- WHAT IS NEEDED
Reproduce the material word for word; the images stay out.

──────────────────────────────

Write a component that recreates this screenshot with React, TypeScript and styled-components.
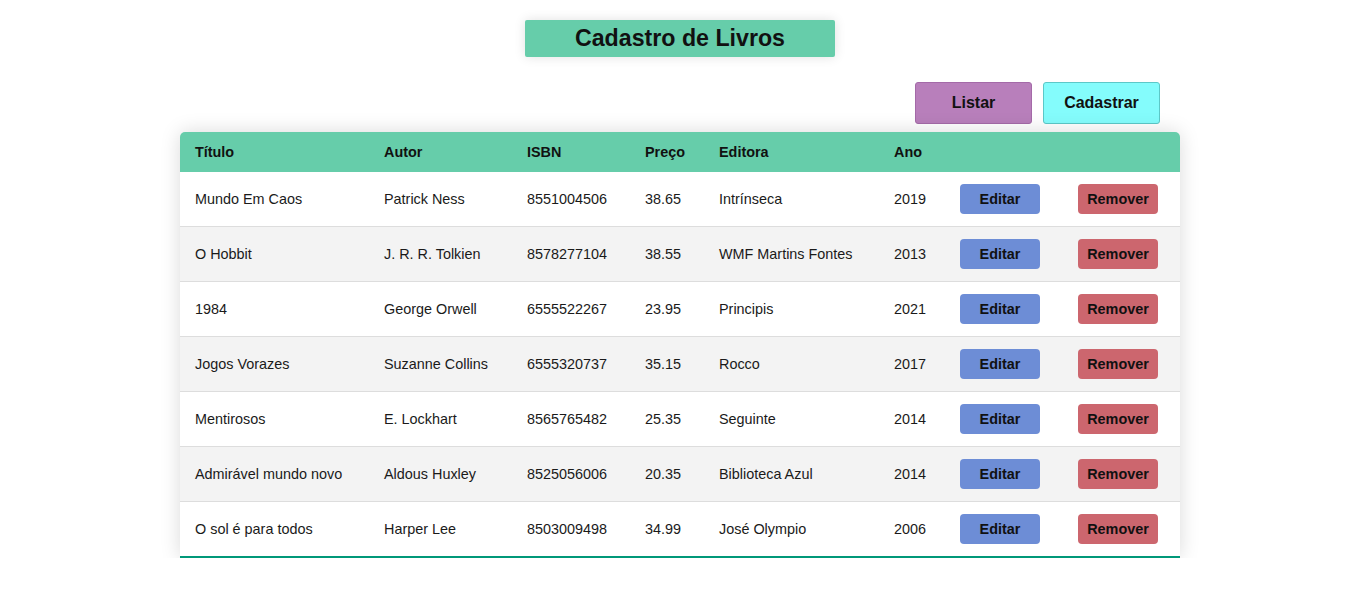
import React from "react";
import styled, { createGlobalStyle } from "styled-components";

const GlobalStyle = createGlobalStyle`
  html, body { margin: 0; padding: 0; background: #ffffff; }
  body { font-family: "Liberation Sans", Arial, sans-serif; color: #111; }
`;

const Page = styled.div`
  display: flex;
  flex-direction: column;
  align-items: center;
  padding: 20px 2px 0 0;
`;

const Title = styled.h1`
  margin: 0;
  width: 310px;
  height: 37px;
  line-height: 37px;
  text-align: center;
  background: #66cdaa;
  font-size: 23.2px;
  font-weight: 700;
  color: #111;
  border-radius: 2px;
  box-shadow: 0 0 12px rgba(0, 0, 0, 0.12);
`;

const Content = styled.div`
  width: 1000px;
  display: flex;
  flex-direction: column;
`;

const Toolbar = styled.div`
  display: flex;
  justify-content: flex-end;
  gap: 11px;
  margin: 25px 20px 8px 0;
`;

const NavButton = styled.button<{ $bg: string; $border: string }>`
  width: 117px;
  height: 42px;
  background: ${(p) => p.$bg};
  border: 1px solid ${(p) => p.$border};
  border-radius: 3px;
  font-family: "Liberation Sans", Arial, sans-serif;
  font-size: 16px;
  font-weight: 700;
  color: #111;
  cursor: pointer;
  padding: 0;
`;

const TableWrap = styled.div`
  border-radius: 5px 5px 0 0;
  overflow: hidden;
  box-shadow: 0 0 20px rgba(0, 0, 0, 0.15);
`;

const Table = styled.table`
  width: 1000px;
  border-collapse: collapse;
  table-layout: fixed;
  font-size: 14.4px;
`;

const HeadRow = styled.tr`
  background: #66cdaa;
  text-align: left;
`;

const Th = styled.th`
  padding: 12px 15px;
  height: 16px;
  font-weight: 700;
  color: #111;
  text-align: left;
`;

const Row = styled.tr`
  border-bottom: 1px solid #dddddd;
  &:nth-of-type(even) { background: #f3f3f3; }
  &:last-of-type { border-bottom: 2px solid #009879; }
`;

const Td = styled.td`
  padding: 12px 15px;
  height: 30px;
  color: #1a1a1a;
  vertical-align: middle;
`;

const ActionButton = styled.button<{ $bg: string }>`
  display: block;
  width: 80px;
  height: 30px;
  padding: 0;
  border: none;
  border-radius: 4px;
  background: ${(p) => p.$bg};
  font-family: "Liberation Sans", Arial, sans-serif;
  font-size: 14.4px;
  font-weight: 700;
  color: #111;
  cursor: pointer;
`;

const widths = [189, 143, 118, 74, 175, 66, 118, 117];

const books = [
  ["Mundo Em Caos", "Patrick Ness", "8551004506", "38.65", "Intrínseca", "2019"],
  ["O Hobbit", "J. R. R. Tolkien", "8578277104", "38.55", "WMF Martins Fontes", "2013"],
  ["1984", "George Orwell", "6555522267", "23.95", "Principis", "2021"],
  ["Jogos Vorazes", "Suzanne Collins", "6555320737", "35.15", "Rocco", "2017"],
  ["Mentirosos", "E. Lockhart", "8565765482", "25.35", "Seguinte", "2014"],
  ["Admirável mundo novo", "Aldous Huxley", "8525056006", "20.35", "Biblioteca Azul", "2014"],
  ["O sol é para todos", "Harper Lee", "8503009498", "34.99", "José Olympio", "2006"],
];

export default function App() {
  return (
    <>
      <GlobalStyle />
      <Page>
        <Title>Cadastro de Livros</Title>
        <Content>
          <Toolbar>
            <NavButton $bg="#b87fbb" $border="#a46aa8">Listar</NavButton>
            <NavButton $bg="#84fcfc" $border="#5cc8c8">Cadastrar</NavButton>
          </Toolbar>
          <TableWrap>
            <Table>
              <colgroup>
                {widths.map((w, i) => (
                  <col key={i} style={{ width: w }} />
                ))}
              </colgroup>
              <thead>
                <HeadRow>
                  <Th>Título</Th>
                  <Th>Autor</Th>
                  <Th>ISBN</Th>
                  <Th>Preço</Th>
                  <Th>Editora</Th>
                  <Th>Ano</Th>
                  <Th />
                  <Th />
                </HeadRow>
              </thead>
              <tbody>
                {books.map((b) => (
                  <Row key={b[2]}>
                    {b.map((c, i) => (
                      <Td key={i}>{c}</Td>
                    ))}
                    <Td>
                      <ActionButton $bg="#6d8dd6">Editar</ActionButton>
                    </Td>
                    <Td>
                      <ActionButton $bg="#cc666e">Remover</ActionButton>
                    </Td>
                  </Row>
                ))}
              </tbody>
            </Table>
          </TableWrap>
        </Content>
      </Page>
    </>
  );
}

──────────────────────────────

- RESPONSE FOR THIS EXERCISE
Write a component that recreates this screenshot with React, TypeScript and styled-components.
import React from "react";
import styled, { createGlobalStyle } from "styled-components";

const GlobalStyle = createGlobalStyle`
  html, body { margin: 0; padding: 0; background: #ffffff; }
  body { font-family: "Liberation Sans", Arial, sans-serif; color: #111; }
`;

const Page = styled.div`
  display: flex;
  flex-direction: column;
  align-items: center;
  padding: 20px 2px 0 0;
`;

const Title = styled.h1`
  margin: 0;
  width: 310px;
  height: 37px;
  line-height: 37px;
  text-align: center;
  background: #66cdaa;
  font-size: 23.2px;
  font-weight: 700;
  color: #111;
  border-radius: 2px;
  box-shadow: 0 0 12px rgba(0, 0, 0, 0.12);
`;

const Content = styled.div`
  width: 1000px;
  display: flex;
  flex-direction: column;
`;

const Toolbar = styled.div`
  display: flex;
  justify-content: flex-end;
  gap: 11px;
  margin: 25px 20px 8px 0;
`;

const NavButton = styled.button<{ $bg: string; $border: string }>`
  width: 117px;
  height: 42px;
  background: ${(p) => p.$bg};
  border: 1px solid ${(p) => p.$border};
  border-radius: 3px;
  font-family: "Liberation Sans", Arial, sans-serif;
  font-size: 16px;
  font-weight: 700;
  color: #111;
  cursor: pointer;
  padding: 0;
`;

const TableWrap = styled.div`
  border-radius: 5px 5px 0 0;
  overflow: hidden;
  box-shadow: 0 0 20px rgba(0, 0, 0, 0.15);
`;

const Table = styled.table`
  width: 1000px;
  border-collapse: collapse;
  table-layout: fixed;
  font-size: 14.4px;
`;

const HeadRow = styled.tr`
  background: #66cdaa;
  text-align: left;
`;

const Th = styled.th`
  padding: 12px 15px;
  height: 16px;
  font-weight: 700;
  color: #111;
  text-align: left;
`;

const Row = styled.tr`
  border-bottom: 1px solid #dddddd;
  &:nth-of-type(even) { background: #f3f3f3; }
  &:last-of-type { border-bottom: 2px solid #009879; }
`;

const Td = styled.td`
  padding: 12px 15px;
  height: 30px;
  color: #1a1a1a;
  vertical-align: middle;
`;

const ActionButton = styled.button<{ $bg: string }>`
  display: block;
  width: 80px;
  height: 30px;
  padding: 0;
  border: none;
  border-radius: 4px;
  background: ${(p) => p.$bg};
  font-family: "Liberation Sans", Arial, sans-serif;
  font-size: 14.4px;
  font-weight: 700;
  color: #111;
  cursor: pointer;
`;

const widths = [189, 143, 118, 74, 175, 66, 118, 117];

const books = [
  ["Mundo Em Caos", "Patrick Ness", "8551004506", "38.65", "Intrínseca", "2019"],
  ["O Hobbit", "J. R. R. Tolkien", "8578277104", "38.55", "WMF Martins Fontes", "2013"],
  ["1984", "George Orwell", "6555522267", "23.95", "Principis", "2021"],
  ["Jogos Vorazes", "Suzanne Collins", "6555320737", "35.15", "Rocco", "2017"],
  ["Mentirosos", "E. Lockhart", "8565765482", "25.35", "Seguinte", "2014"],
  ["Admirável mundo novo", "Aldous Huxley", "8525056006", "20.35", "Biblioteca Azul", "2014"],
  ["O sol é para todos", "Harper Lee", "8503009498", "34.99", "José Olympio", "2006"],
];

export default function App() {
  return (
    <>
      <GlobalStyle />
      <Page>
        <Title>Cadastro de Livros</Title>
        <Content>
          <Toolbar>
            <NavButton $bg="#b87fbb" $border="#a46aa8">Listar</NavButton>
            <NavButton $bg="#84fcfc" $border="#5cc8c8">Cadastrar</NavButton>
          </Toolbar>
          <TableWrap>
            <Table>
              <colgroup>
                {widths.map((w, i) => (
                  <col key={i} style={{ width: w }} />
                ))}
              </colgroup>
              <thead>
                <HeadRow>
                  <Th>Título</Th>
                  <Th>Autor</Th>
                  <Th>ISBN</Th>
                  <Th>Preço</Th>
                  <Th>Editora</Th>
                  <Th>Ano</Th>
                  <Th />
                  <Th />
                </HeadRow>
              </thead>
              <tbody>
                {books.map((b) => (
                  <Row key={b[2]}>
                    {b.map((c, i) => (
                      <Td key={i}>{c}</Td>
                    ))}
                    <Td>
                      <ActionButton $bg="#6d8dd6">Editar</ActionButton>
                    </Td>
                    <Td>
                      <ActionButton $bg="#cc666e">Remover</ActionButton>
                    </Td>
                  </Row>
                ))}
              </tbody>
            </Table>
          </TableWrap>
        </Content>
      </Page>
    </>
  );
}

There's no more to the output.